▶ _MATERIAL PROVIDED_

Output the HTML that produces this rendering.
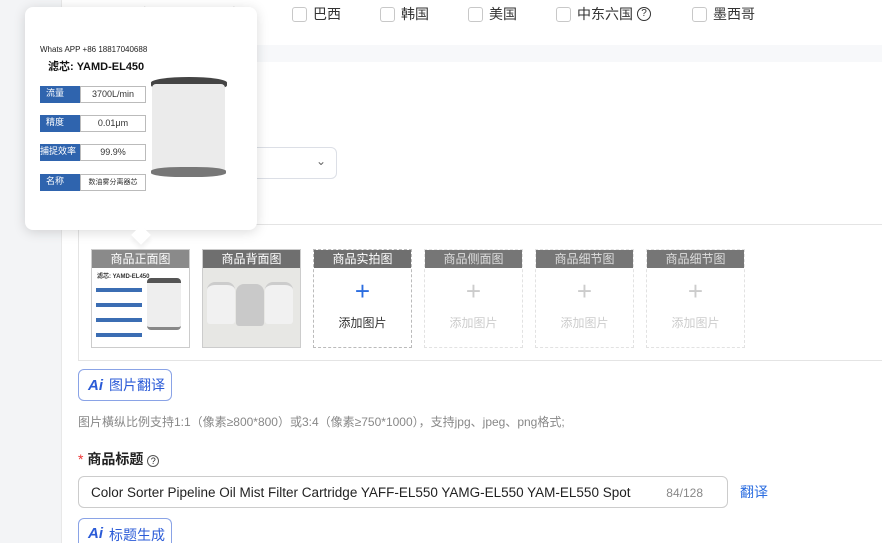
<!DOCTYPE html>
<html style="width:882px;height:543px;overflow:hidden"><head><meta charset="utf-8"><style>
*{box-sizing:border-box;margin:0;padding:0}
body{width:882px;height:543px;overflow:hidden;background:#f3f4f6;font-family:"Liberation Sans","Noto Sans CJK SC",sans-serif;position:relative;color:#333}
.abs{position:absolute}
.panel{left:61px;top:0;width:821px;height:543px;background:#fff;border-left:1px solid #e8e8e8}
.cb{position:absolute;top:4px;font-size:14px;color:#333;display:flex;align-items:center}
.cb i{display:inline-block;width:15px;height:15px;border:1px solid #c8c8c8;border-radius:3px;margin-right:6px}
.slot{position:absolute;top:249px;width:99px;height:99px}
.slot .h{height:18px;background:#6f6f6f;color:#fff;font-size:12px;text-align:center;line-height:18px}
.slot.d{border:1px dashed #bbb}
.slot.dl{border:1px dashed #e2e2e2}
.slot.dl .h{background:#767676;color:#ddd}
.plus{text-align:center;font-size:26px;line-height:26px;margin-top:10px;font-weight:300}
.add{text-align:center;font-size:12px;margin-top:10px}
.btn{position:absolute;left:78px;width:94px;height:32px;border:1px solid #8aa3e6;border-radius:6px;color:#2b5bd7;font-size:14px;display:flex;align-items:center;padding-left:9px;overflow:hidden}
.btn b{font-style:italic;font-weight:900;margin-right:6px;font-size:15px}
</style></head><body>
<div class="abs panel"></div>
<div class="abs" style="left:62px;top:45px;width:820px;height:17px;background:#f7f8fa"></div>
<div class="cb" style="left:102px"><i></i>西班牙</div>
<div class="cb" style="left:204px"><i></i>法国</div>
<div class="cb" style="left:292px"><i></i>巴西</div>
<div class="cb" style="left:380px"><i></i>韩国</div>
<div class="cb" style="left:468px"><i></i>美国</div>
<div class="cb" style="left:556px"><i></i>中东六国 <span style="display:inline-block;width:14px;height:14px;border:1px solid #333;border-radius:50%;font-size:10px;line-height:12px;text-align:center;margin-left:4px">?</span></div>
<div class="cb" style="left:692px"><i></i>墨西哥</div>
<div class="abs" style="left:220px;top:147px;width:117px;height:32px;border:1px solid #dcdfe6;border-radius:6px"><span style="position:absolute;right:10px;top:6px;font-size:12px;color:#666">⌄</span></div>
<div class="abs" style="left:78px;top:224px;width:804px;height:137px;border-top:1px solid #e4e4e4;border-bottom:1px solid #e4e4e4;border-left:1px solid #e4e4e4"></div>
<div class="slot" style="left:91px;border:1px solid #ccc"><div class="h" style="background:#8a8a8a">商品正面图</div>
<div style="position:relative;height:79px;background:#fff"><div style="position:absolute;left:5px;top:3px;font-size:6px;font-weight:bold">滤芯: YAMD-EL450</div>
<div style="position:absolute;left:4px;top:14px;width:46px;height:60px;background:repeating-linear-gradient(#fff 0 6px,#3b6db3 6px 10px,#fff 10px 15px)"></div>
<div style="position:absolute;left:55px;top:10px;width:34px;height:52px;background:#eee;border-top:5px solid #555;border-bottom:3px solid #888;border-radius:4px"></div></div></div>
<div class="slot" style="left:202px;border:1px solid #ccc"><div class="h">商品背面图</div>
<div style="position:relative;height:79px;background:#e7e7e4">
<div style="position:absolute;left:4px;top:14px;width:28px;height:42px;background:#f1f1f1;border-radius:8px 8px 3px 3px;border-top:3px solid #ccc"></div>
<div style="position:absolute;left:33px;top:16px;width:28px;height:42px;background:#c9c9c9;border-radius:8px 8px 3px 3px"></div>
<div style="position:absolute;left:62px;top:14px;width:28px;height:42px;background:#f1f1f1;border-radius:8px 8px 3px 3px;border-top:3px solid #ccc"></div></div></div>
<div class="slot d" style="left:313px"><div class="h">商品实拍图</div><div class="plus" style="color:#2b6de0">+</div><div class="add" style="color:#333">添加图片</div></div>
<div class="slot dl" style="left:424px"><div class="h">商品侧面图</div><div class="plus" style="color:#ccc">+</div><div class="add" style="color:#ccc">添加图片</div></div>
<div class="slot dl" style="left:535px"><div class="h">商品细节图</div><div class="plus" style="color:#ccc">+</div><div class="add" style="color:#ccc">添加图片</div></div>
<div class="slot dl" style="left:646px"><div class="h">商品细节图</div><div class="plus" style="color:#ccc">+</div><div class="add" style="color:#ccc">添加图片</div></div>
<div class="btn" style="top:369px"><b>Ai</b>图片翻译</div>
<div class="abs" style="left:78px;top:413px;font-size:12px;color:#888">图片橫纵比例支持1:1（像素≥800*800）或3:4（像素≥750*1000），支持jpg、jpeg、png格式;</div>
<div class="abs" style="left:78px;top:449px;font-size:14px;font-weight:bold;color:#222"><span style="color:#e33;font-weight:normal">*</span> 商品标题 <span style="display:inline-block;width:12px;height:12px;border:1px solid #555;border-radius:50%;font-size:9px;line-height:10px;text-align:center;font-weight:normal">?</span></div>
<div class="abs" style="left:78px;top:476px;width:650px;height:32px;border:1px solid #ccc;border-radius:6px;font-size:13.5px;color:#222;padding:8px 12px;white-space:nowrap">Color Sorter Pipeline Oil Mist Filter Cartridge YAFF-EL550 YAMG-EL550 YAM-EL550 Spot<span style="position:absolute;right:24px;top:9px;font-size:12px;color:#888">84/128</span></div>
<div class="abs" style="left:740px;top:482px;font-size:14px;color:#2b6de0">翻译</div>
<div class="btn" style="top:518px;height:25px;border-bottom:none;border-radius:6px 6px 0 0;align-items:flex-start;padding-top:6px"><b>Ai</b>标题生成</div>
<!-- tooltip -->
<div class="abs" style="left:25px;top:7px;width:232px;height:223px;background:#fff;border-radius:8px;box-shadow:0 2px 12px rgba(0,0,0,.15)">
<div class="abs" style="left:15px;top:38px;font-size:8px;color:#222">Whats APP +86 18817040688</div>
<div class="abs" style="left:23px;top:51px;font-size:11px;font-weight:bold;color:#111">滤芯: YAMD-EL450</div>
<div class="abs" style="left:15px;top:79px;font-size:9px;line-height:15px">
<div style="display:flex;margin-bottom:12px"><span style="width:40px;background:#2f64ae;color:#fff;padding-left:6px">流量</span><span style="width:66px;border:1px solid #bbb;text-align:center">3700L/min</span></div>
<div style="display:flex;margin-bottom:12px"><span style="width:40px;background:#2f64ae;color:#fff;padding-left:6px">精度</span><span style="width:66px;border:1px solid #bbb;text-align:center">0.01μm</span></div>
<div style="display:flex;margin-bottom:13px"><span style="width:40px;background:#2f64ae;color:#fff">捕捉效率</span><span style="width:66px;border:1px solid #bbb;text-align:center">99.9%</span></div>
<div style="display:flex"><span style="width:40px;background:#2f64ae;color:#fff;padding-left:6px">名称</span><span style="width:66px;border:1px solid #bbb;text-align:center;font-size:7px">数油雾分离器芯</span></div></div>
<div class="abs" style="left:126px;top:70px;width:76px;height:14px;background:#444;border-radius:50%/40%"></div>
<div class="abs" style="left:127px;top:77px;width:73px;height:90px;background:#ebebeb;border-radius:4px"></div>
<div class="abs" style="left:126px;top:160px;width:75px;height:10px;background:#777;border-radius:40%"></div>
</div>
<div class="abs" style="left:134px;top:228px;width:14px;height:14px;background:#fff;transform:rotate(45deg);box-shadow:3px 3px 5px rgba(0,0,0,.06)"></div>
</body></html>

▶ _GIVEN INSTRUCTION_
Go through the listing above and quote it exactly, apart from its images.

▶ _SOLUTION BELOW_
Output the HTML that produces this rendering.
<!DOCTYPE html>
<html style="width:882px;height:543px;overflow:hidden"><head><meta charset="utf-8"><style>
*{box-sizing:border-box;margin:0;padding:0}
body{width:882px;height:543px;overflow:hidden;background:#f3f4f6;font-family:"Liberation Sans","Noto Sans CJK SC",sans-serif;position:relative;color:#333}
.abs{position:absolute}
.panel{left:61px;top:0;width:821px;height:543px;background:#fff;border-left:1px solid #e8e8e8}
.cb{position:absolute;top:4px;font-size:14px;color:#333;display:flex;align-items:center}
.cb i{display:inline-block;width:15px;height:15px;border:1px solid #c8c8c8;border-radius:3px;margin-right:6px}
.slot{position:absolute;top:249px;width:99px;height:99px}
.slot .h{height:18px;background:#6f6f6f;color:#fff;font-size:12px;text-align:center;line-height:18px}
.slot.d{border:1px dashed #bbb}
.slot.dl{border:1px dashed #e2e2e2}
.slot.dl .h{background:#767676;color:#ddd}
.plus{text-align:center;font-size:26px;line-height:26px;margin-top:10px;font-weight:300}
.add{text-align:center;font-size:12px;margin-top:10px}
.btn{position:absolute;left:78px;width:94px;height:32px;border:1px solid #8aa3e6;border-radius:6px;color:#2b5bd7;font-size:14px;display:flex;align-items:center;padding-left:9px;overflow:hidden}
.btn b{font-style:italic;font-weight:900;margin-right:6px;font-size:15px}
</style></head><body>
<div class="abs panel"></div>
<div class="abs" style="left:62px;top:45px;width:820px;height:17px;background:#f7f8fa"></div>
<div class="cb" style="left:102px"><i></i>西班牙</div>
<div class="cb" style="left:204px"><i></i>法国</div>
<div class="cb" style="left:292px"><i></i>巴西</div>
<div class="cb" style="left:380px"><i></i>韩国</div>
<div class="cb" style="left:468px"><i></i>美国</div>
<div class="cb" style="left:556px"><i></i>中东六国 <span style="display:inline-block;width:14px;height:14px;border:1px solid #333;border-radius:50%;font-size:10px;line-height:12px;text-align:center;margin-left:4px">?</span></div>
<div class="cb" style="left:692px"><i></i>墨西哥</div>
<div class="abs" style="left:220px;top:147px;width:117px;height:32px;border:1px solid #dcdfe6;border-radius:6px"><span style="position:absolute;right:10px;top:6px;font-size:12px;color:#666">⌄</span></div>
<div class="abs" style="left:78px;top:224px;width:804px;height:137px;border-top:1px solid #e4e4e4;border-bottom:1px solid #e4e4e4;border-left:1px solid #e4e4e4"></div>
<div class="slot" style="left:91px;border:1px solid #ccc"><div class="h" style="background:#8a8a8a">商品正面图</div>
<div style="position:relative;height:79px;background:#fff"><div style="position:absolute;left:5px;top:3px;font-size:6px;font-weight:bold">滤芯: YAMD-EL450</div>
<div style="position:absolute;left:4px;top:14px;width:46px;height:60px;background:repeating-linear-gradient(#fff 0 6px,#3b6db3 6px 10px,#fff 10px 15px)"></div>
<div style="position:absolute;left:55px;top:10px;width:34px;height:52px;background:#eee;border-top:5px solid #555;border-bottom:3px solid #888;border-radius:4px"></div></div></div>
<div class="slot" style="left:202px;border:1px solid #ccc"><div class="h">商品背面图</div>
<div style="position:relative;height:79px;background:#e7e7e4">
<div style="position:absolute;left:4px;top:14px;width:28px;height:42px;background:#f1f1f1;border-radius:8px 8px 3px 3px;border-top:3px solid #ccc"></div>
<div style="position:absolute;left:33px;top:16px;width:28px;height:42px;background:#c9c9c9;border-radius:8px 8px 3px 3px"></div>
<div style="position:absolute;left:62px;top:14px;width:28px;height:42px;background:#f1f1f1;border-radius:8px 8px 3px 3px;border-top:3px solid #ccc"></div></div></div>
<div class="slot d" style="left:313px"><div class="h">商品实拍图</div><div class="plus" style="color:#2b6de0">+</div><div class="add" style="color:#333">添加图片</div></div>
<div class="slot dl" style="left:424px"><div class="h">商品侧面图</div><div class="plus" style="color:#ccc">+</div><div class="add" style="color:#ccc">添加图片</div></div>
<div class="slot dl" style="left:535px"><div class="h">商品细节图</div><div class="plus" style="color:#ccc">+</div><div class="add" style="color:#ccc">添加图片</div></div>
<div class="slot dl" style="left:646px"><div class="h">商品细节图</div><div class="plus" style="color:#ccc">+</div><div class="add" style="color:#ccc">添加图片</div></div>
<div class="btn" style="top:369px"><b>Ai</b>图片翻译</div>
<div class="abs" style="left:78px;top:413px;font-size:12px;color:#888">图片橫纵比例支持1:1（像素≥800*800）或3:4（像素≥750*1000），支持jpg、jpeg、png格式;</div>
<div class="abs" style="left:78px;top:449px;font-size:14px;font-weight:bold;color:#222"><span style="color:#e33;font-weight:normal">*</span> 商品标题 <span style="display:inline-block;width:12px;height:12px;border:1px solid #555;border-radius:50%;font-size:9px;line-height:10px;text-align:center;font-weight:normal">?</span></div>
<div class="abs" style="left:78px;top:476px;width:650px;height:32px;border:1px solid #ccc;border-radius:6px;font-size:13.5px;color:#222;padding:8px 12px;white-space:nowrap">Color Sorter Pipeline Oil Mist Filter Cartridge YAFF-EL550 YAMG-EL550 YAM-EL550 Spot<span style="position:absolute;right:24px;top:9px;font-size:12px;color:#888">84/128</span></div>
<div class="abs" style="left:740px;top:482px;font-size:14px;color:#2b6de0">翻译</div>
<div class="btn" style="top:518px;height:25px;border-bottom:none;border-radius:6px 6px 0 0;align-items:flex-start;padding-top:6px"><b>Ai</b>标题生成</div>
<!-- tooltip -->
<div class="abs" style="left:25px;top:7px;width:232px;height:223px;background:#fff;border-radius:8px;box-shadow:0 2px 12px rgba(0,0,0,.15)">
<div class="abs" style="left:15px;top:38px;font-size:8px;color:#222">Whats APP +86 18817040688</div>
<div class="abs" style="left:23px;top:51px;font-size:11px;font-weight:bold;color:#111">滤芯: YAMD-EL450</div>
<div class="abs" style="left:15px;top:79px;font-size:9px;line-height:15px">
<div style="display:flex;margin-bottom:12px"><span style="width:40px;background:#2f64ae;color:#fff;padding-left:6px">流量</span><span style="width:66px;border:1px solid #bbb;text-align:center">3700L/min</span></div>
<div style="display:flex;margin-bottom:12px"><span style="width:40px;background:#2f64ae;color:#fff;padding-left:6px">精度</span><span style="width:66px;border:1px solid #bbb;text-align:center">0.01μm</span></div>
<div style="display:flex;margin-bottom:13px"><span style="width:40px;background:#2f64ae;color:#fff">捕捉效率</span><span style="width:66px;border:1px solid #bbb;text-align:center">99.9%</span></div>
<div style="display:flex"><span style="width:40px;background:#2f64ae;color:#fff;padding-left:6px">名称</span><span style="width:66px;border:1px solid #bbb;text-align:center;font-size:7px">数油雾分离器芯</span></div></div>
<div class="abs" style="left:126px;top:70px;width:76px;height:14px;background:#444;border-radius:50%/40%"></div>
<div class="abs" style="left:127px;top:77px;width:73px;height:90px;background:#ebebeb;border-radius:4px"></div>
<div class="abs" style="left:126px;top:160px;width:75px;height:10px;background:#777;border-radius:40%"></div>
</div>
<div class="abs" style="left:134px;top:228px;width:14px;height:14px;background:#fff;transform:rotate(45deg);box-shadow:3px 3px 5px rgba(0,0,0,.06)"></div>
</body></html>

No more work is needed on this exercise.